I love action, I really do. Nothing beats seeing a rear-wheel drive car driven hard on a circuit or on the street; you see its suspension working hard to cope with surface imperfections, and every last bit of grip being squeezed from the tires as the driver feeds in just enough power to exit a corner under a controlled and totally voluntary lick of opposite lock. But at the same time I do like pacing through a static show, taking my time to admire the details, marvelling over wheel choices, custom touches and what may at times seem like the perfect stance.
And on that note, my next spotlight from Wekfest Japan had to be this F31 Nissan Leopard.
I’ve always been aware of the existence of this boxy luxury coupe that was sold in the US as the Infiniti M30, but for some reason I had never paid much attention to it till recently when a friend of mine picked one up as a daily driver and took me for a ride. I was instantly hit with a sense of nostalgia, both for the design and the plushness of the interior, but also for that over-engineered feel that these Japanese cars from this era had. This example at the show grabbed me because it was slammed on a set of SSR XR4 Longchamp wheels.

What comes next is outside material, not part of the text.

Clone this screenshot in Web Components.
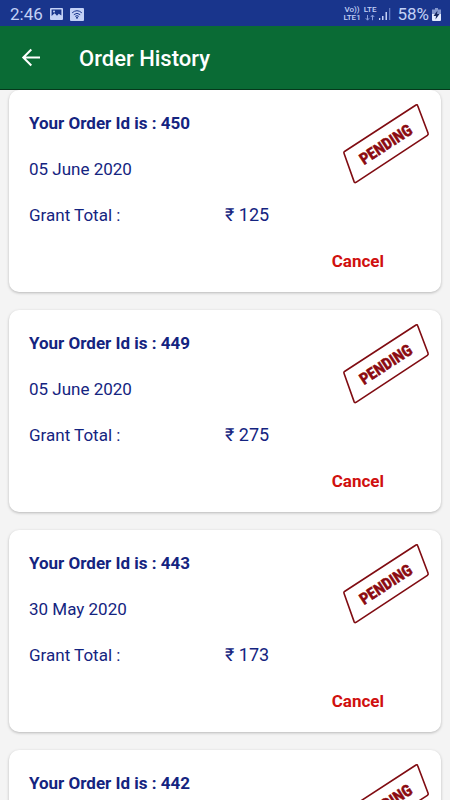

I thought it looked cool, very clean and perfectly showed off its angular lines and spotless silver paint.
But there’s more to it than that, as I found out when passing it again in the afternoon, now with the hood raised. I can remember unleashing a pretty audible “WTF, wait, what… there’s no VG motor here?” Yes, that’s an RB25DE, breathing through six stubby velocity stacks.
This Leopard’s coolness exponentially increased right there and then.
It was a perfect reminder that you should never to judge a book by its cover, or in this case, a car with its hood closed.